#### What the task requires
Without including any images, repeat the data exactly.

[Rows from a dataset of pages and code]
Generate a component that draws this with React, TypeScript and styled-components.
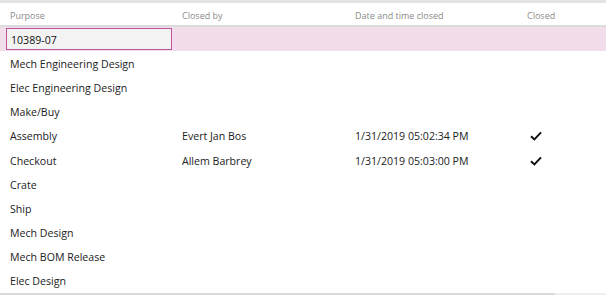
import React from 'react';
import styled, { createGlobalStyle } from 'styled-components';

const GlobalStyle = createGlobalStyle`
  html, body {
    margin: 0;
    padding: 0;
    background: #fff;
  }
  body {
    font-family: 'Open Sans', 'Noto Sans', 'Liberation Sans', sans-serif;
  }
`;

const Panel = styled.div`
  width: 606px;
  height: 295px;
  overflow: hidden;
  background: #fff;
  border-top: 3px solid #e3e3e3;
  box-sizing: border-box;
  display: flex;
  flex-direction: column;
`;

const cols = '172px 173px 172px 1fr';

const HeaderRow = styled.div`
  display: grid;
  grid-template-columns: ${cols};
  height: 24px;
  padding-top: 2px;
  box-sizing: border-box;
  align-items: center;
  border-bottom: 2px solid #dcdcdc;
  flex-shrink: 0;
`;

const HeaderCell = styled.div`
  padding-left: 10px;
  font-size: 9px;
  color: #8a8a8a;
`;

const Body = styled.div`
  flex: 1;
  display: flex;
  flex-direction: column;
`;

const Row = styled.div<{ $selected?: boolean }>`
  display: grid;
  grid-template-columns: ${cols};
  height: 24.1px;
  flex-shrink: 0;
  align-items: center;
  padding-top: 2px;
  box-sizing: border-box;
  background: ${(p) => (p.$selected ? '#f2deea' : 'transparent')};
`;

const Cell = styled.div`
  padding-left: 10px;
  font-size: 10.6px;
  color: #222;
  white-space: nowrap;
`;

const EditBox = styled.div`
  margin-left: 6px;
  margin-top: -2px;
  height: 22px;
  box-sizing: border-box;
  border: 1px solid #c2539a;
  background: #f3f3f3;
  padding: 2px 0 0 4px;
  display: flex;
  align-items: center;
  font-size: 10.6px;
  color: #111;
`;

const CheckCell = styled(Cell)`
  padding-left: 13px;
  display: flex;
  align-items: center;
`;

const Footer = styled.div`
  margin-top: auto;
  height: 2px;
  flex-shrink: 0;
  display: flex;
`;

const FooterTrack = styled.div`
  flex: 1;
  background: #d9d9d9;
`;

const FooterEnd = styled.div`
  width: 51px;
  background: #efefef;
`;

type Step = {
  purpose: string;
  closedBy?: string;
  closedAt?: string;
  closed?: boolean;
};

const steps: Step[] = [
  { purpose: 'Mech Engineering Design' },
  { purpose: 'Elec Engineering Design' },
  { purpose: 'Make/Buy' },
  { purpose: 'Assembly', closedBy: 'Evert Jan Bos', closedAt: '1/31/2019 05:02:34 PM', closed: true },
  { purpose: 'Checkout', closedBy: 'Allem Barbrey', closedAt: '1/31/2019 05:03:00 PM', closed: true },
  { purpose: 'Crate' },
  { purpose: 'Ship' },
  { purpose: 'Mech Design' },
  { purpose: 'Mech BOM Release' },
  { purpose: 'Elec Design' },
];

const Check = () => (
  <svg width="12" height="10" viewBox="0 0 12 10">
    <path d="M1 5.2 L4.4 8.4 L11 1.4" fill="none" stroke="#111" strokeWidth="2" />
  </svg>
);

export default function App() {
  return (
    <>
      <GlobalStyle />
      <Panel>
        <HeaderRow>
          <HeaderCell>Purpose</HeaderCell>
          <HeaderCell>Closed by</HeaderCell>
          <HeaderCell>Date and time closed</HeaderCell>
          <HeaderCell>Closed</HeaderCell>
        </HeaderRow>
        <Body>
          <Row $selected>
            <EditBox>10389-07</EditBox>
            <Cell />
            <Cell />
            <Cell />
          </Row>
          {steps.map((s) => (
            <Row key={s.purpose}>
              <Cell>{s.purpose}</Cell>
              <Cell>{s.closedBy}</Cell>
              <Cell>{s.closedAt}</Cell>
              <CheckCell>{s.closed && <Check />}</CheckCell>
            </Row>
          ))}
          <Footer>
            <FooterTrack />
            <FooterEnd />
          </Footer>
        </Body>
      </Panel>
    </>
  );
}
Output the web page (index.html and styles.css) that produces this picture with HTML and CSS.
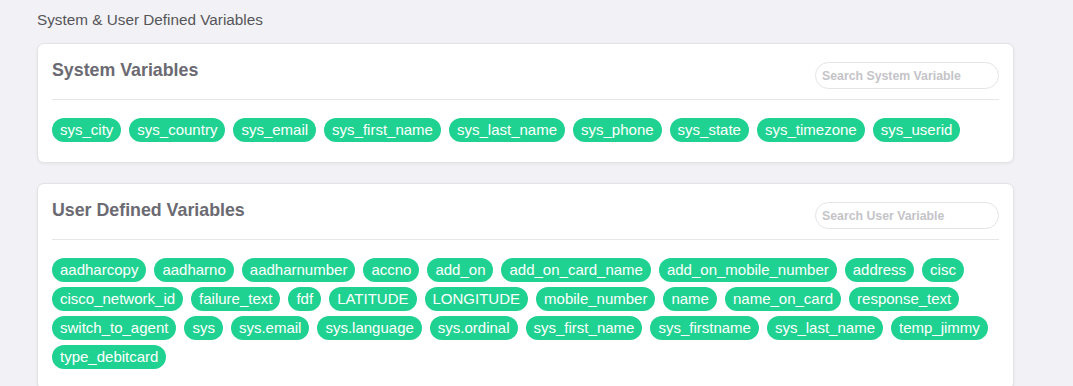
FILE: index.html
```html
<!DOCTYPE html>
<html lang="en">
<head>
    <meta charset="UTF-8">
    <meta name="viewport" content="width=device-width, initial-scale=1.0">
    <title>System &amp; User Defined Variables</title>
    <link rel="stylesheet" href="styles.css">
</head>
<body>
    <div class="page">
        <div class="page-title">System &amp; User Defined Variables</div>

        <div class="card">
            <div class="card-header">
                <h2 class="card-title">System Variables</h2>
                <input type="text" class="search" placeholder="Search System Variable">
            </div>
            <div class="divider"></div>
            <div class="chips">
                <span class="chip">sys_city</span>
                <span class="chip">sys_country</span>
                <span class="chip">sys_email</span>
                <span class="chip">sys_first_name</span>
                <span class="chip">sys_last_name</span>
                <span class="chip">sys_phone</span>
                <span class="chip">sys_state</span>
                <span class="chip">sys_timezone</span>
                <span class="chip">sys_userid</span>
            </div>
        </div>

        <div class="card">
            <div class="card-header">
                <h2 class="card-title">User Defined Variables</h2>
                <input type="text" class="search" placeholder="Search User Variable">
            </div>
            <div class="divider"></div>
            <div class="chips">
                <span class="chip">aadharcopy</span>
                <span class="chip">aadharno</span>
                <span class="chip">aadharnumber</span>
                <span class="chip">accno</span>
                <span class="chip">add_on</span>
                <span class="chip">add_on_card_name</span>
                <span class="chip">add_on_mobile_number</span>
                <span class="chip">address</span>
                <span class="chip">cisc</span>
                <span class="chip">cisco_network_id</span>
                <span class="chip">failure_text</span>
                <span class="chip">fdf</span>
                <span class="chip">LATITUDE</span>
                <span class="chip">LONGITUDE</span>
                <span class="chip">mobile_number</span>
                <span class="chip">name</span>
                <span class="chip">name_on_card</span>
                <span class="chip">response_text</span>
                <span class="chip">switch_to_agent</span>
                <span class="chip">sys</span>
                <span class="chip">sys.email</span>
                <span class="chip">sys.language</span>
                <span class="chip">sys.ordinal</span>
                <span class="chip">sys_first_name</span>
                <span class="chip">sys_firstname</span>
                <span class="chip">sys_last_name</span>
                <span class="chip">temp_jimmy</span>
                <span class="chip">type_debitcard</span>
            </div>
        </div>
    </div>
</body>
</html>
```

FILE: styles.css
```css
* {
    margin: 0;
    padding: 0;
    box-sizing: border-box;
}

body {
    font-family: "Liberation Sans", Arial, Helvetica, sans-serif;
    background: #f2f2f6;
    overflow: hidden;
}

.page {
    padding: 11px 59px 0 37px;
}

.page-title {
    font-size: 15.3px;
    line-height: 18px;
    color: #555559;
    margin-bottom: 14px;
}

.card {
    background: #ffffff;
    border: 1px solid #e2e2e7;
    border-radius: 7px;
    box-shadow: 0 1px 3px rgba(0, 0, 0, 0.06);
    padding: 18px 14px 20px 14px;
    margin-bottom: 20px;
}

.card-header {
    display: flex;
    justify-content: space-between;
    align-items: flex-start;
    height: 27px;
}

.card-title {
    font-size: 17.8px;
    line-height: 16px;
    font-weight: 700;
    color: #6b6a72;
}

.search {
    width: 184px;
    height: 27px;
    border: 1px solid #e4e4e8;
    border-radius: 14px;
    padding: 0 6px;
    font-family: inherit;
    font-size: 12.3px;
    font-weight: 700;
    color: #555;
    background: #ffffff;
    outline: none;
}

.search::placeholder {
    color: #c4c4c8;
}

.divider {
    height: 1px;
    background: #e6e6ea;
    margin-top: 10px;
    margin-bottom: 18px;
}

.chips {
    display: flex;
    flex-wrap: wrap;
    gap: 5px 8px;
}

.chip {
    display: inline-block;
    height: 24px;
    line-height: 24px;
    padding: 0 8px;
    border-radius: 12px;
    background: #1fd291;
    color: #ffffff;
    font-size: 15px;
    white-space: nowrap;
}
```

#### Exercise output
Generate a component that draws this with React, TypeScript and styled-components.
import React from 'react';
import styled, { createGlobalStyle } from 'styled-components';

const GlobalStyle = createGlobalStyle`
  html, body {
    margin: 0;
    padding: 0;
    background: #fff;
  }
  body {
    font-family: 'Open Sans', 'Noto Sans', 'Liberation Sans', sans-serif;
  }
`;

const Panel = styled.div`
  width: 606px;
  height: 295px;
  overflow: hidden;
  background: #fff;
  border-top: 3px solid #e3e3e3;
  box-sizing: border-box;
  display: flex;
  flex-direction: column;
`;

const cols = '172px 173px 172px 1fr';

const HeaderRow = styled.div`
  display: grid;
  grid-template-columns: ${cols};
  height: 24px;
  padding-top: 2px;
  box-sizing: border-box;
  align-items: center;
  border-bottom: 2px solid #dcdcdc;
  flex-shrink: 0;
`;

const HeaderCell = styled.div`
  padding-left: 10px;
  font-size: 9px;
  color: #8a8a8a;
`;

const Body = styled.div`
  flex: 1;
  display: flex;
  flex-direction: column;
`;

const Row = styled.div<{ $selected?: boolean }>`
  display: grid;
  grid-template-columns: ${cols};
  height: 24.1px;
  flex-shrink: 0;
  align-items: center;
  padding-top: 2px;
  box-sizing: border-box;
  background: ${(p) => (p.$selected ? '#f2deea' : 'transparent')};
`;

const Cell = styled.div`
  padding-left: 10px;
  font-size: 10.6px;
  color: #222;
  white-space: nowrap;
`;

const EditBox = styled.div`
  margin-left: 6px;
  margin-top: -2px;
  height: 22px;
  box-sizing: border-box;
  border: 1px solid #c2539a;
  background: #f3f3f3;
  padding: 2px 0 0 4px;
  display: flex;
  align-items: center;
  font-size: 10.6px;
  color: #111;
`;

const CheckCell = styled(Cell)`
  padding-left: 13px;
  display: flex;
  align-items: center;
`;

const Footer = styled.div`
  margin-top: auto;
  height: 2px;
  flex-shrink: 0;
  display: flex;
`;

const FooterTrack = styled.div`
  flex: 1;
  background: #d9d9d9;
`;

const FooterEnd = styled.div`
  width: 51px;
  background: #efefef;
`;

type Step = {
  purpose: string;
  closedBy?: string;
  closedAt?: string;
  closed?: boolean;
};

const steps: Step[] = [
  { purpose: 'Mech Engineering Design' },
  { purpose: 'Elec Engineering Design' },
  { purpose: 'Make/Buy' },
  { purpose: 'Assembly', closedBy: 'Evert Jan Bos', closedAt: '1/31/2019 05:02:34 PM', closed: true },
  { purpose: 'Checkout', closedBy: 'Allem Barbrey', closedAt: '1/31/2019 05:03:00 PM', closed: true },
  { purpose: 'Crate' },
  { purpose: 'Ship' },
  { purpose: 'Mech Design' },
  { purpose: 'Mech BOM Release' },
  { purpose: 'Elec Design' },
];

const Check = () => (
  <svg width="12" height="10" viewBox="0 0 12 10">
    <path d="M1 5.2 L4.4 8.4 L11 1.4" fill="none" stroke="#111" strokeWidth="2" />
  </svg>
);

export default function App() {
  return (
    <>
      <GlobalStyle />
      <Panel>
        <HeaderRow>
          <HeaderCell>Purpose</HeaderCell>
          <HeaderCell>Closed by</HeaderCell>
          <HeaderCell>Date and time closed</HeaderCell>
          <HeaderCell>Closed</HeaderCell>
        </HeaderRow>
        <Body>
          <Row $selected>
            <EditBox>10389-07</EditBox>
            <Cell />
            <Cell />
            <Cell />
          </Row>
          {steps.map((s) => (
            <Row key={s.purpose}>
              <Cell>{s.purpose}</Cell>
              <Cell>{s.closedBy}</Cell>
              <Cell>{s.closedAt}</Cell>
              <CheckCell>{s.closed && <Check />}</CheckCell>
            </Row>
          ))}
          <Footer>
            <FooterTrack />
            <FooterEnd />
          </Footer>
        </Body>
      </Panel>
    </>
  );
}
Output the web page (index.html and styles.css) that produces this picture with HTML and CSS.
FILE: index.html
```html
<!DOCTYPE html>
<html lang="en">
<head>
    <meta charset="UTF-8">
    <meta name="viewport" content="width=device-width, initial-scale=1.0">
    <title>System &amp; User Defined Variables</title>
    <link rel="stylesheet" href="styles.css">
</head>
<body>
    <div class="page">
        <div class="page-title">System &amp; User Defined Variables</div>

        <div class="card">
            <div class="card-header">
                <h2 class="card-title">System Variables</h2>
                <input type="text" class="search" placeholder="Search System Variable">
            </div>
            <div class="divider"></div>
            <div class="chips">
                <span class="chip">sys_city</span>
                <span class="chip">sys_country</span>
                <span class="chip">sys_email</span>
                <span class="chip">sys_first_name</span>
                <span class="chip">sys_last_name</span>
                <span class="chip">sys_phone</span>
                <span class="chip">sys_state</span>
                <span class="chip">sys_timezone</span>
                <span class="chip">sys_userid</span>
            </div>
        </div>

        <div class="card">
            <div class="card-header">
                <h2 class="card-title">User Defined Variables</h2>
                <input type="text" class="search" placeholder="Search User Variable">
            </div>
            <div class="divider"></div>
            <div class="chips">
                <span class="chip">aadharcopy</span>
                <span class="chip">aadharno</span>
                <span class="chip">aadharnumber</span>
                <span class="chip">accno</span>
                <span class="chip">add_on</span>
                <span class="chip">add_on_card_name</span>
                <span class="chip">add_on_mobile_number</span>
                <span class="chip">address</span>
                <span class="chip">cisc</span>
                <span class="chip">cisco_network_id</span>
                <span class="chip">failure_text</span>
                <span class="chip">fdf</span>
                <span class="chip">LATITUDE</span>
                <span class="chip">LONGITUDE</span>
                <span class="chip">mobile_number</span>
                <span class="chip">name</span>
                <span class="chip">name_on_card</span>
                <span class="chip">response_text</span>
                <span class="chip">switch_to_agent</span>
                <span class="chip">sys</span>
                <span class="chip">sys.email</span>
                <span class="chip">sys.language</span>
                <span class="chip">sys.ordinal</span>
                <span class="chip">sys_first_name</span>
                <span class="chip">sys_firstname</span>
                <span class="chip">sys_last_name</span>
                <span class="chip">temp_jimmy</span>
                <span class="chip">type_debitcard</span>
            </div>
        </div>
    </div>
</body>
</html>
```

FILE: styles.css
```css
* {
    margin: 0;
    padding: 0;
    box-sizing: border-box;
}

body {
    font-family: "Liberation Sans", Arial, Helvetica, sans-serif;
    background: #f2f2f6;
    overflow: hidden;
}

.page {
    padding: 11px 59px 0 37px;
}

.page-title {
    font-size: 15.3px;
    line-height: 18px;
    color: #555559;
    margin-bottom: 14px;
}

.card {
    background: #ffffff;
    border: 1px solid #e2e2e7;
    border-radius: 7px;
    box-shadow: 0 1px 3px rgba(0, 0, 0, 0.06);
    padding: 18px 14px 20px 14px;
    margin-bottom: 20px;
}

.card-header {
    display: flex;
    justify-content: space-between;
    align-items: flex-start;
    height: 27px;
}

.card-title {
    font-size: 17.8px;
    line-height: 16px;
    font-weight: 700;
    color: #6b6a72;
}

.search {
    width: 184px;
    height: 27px;
    border: 1px solid #e4e4e8;
    border-radius: 14px;
    padding: 0 6px;
    font-family: inherit;
    font-size: 12.3px;
    font-weight: 700;
    color: #555;
    background: #ffffff;
    outline: none;
}

.search::placeholder {
    color: #c4c4c8;
}

.divider {
    height: 1px;
    background: #e6e6ea;
    margin-top: 10px;
    margin-bottom: 18px;
}

.chips {
    display: flex;
    flex-wrap: wrap;
    gap: 5px 8px;
}

.chip {
    display: inline-block;
    height: 24px;
    line-height: 24px;
    padding: 0 8px;
    border-radius: 12px;
    background: #1fd291;
    color: #ffffff;
    font-size: 15px;
    white-space: nowrap;
}
```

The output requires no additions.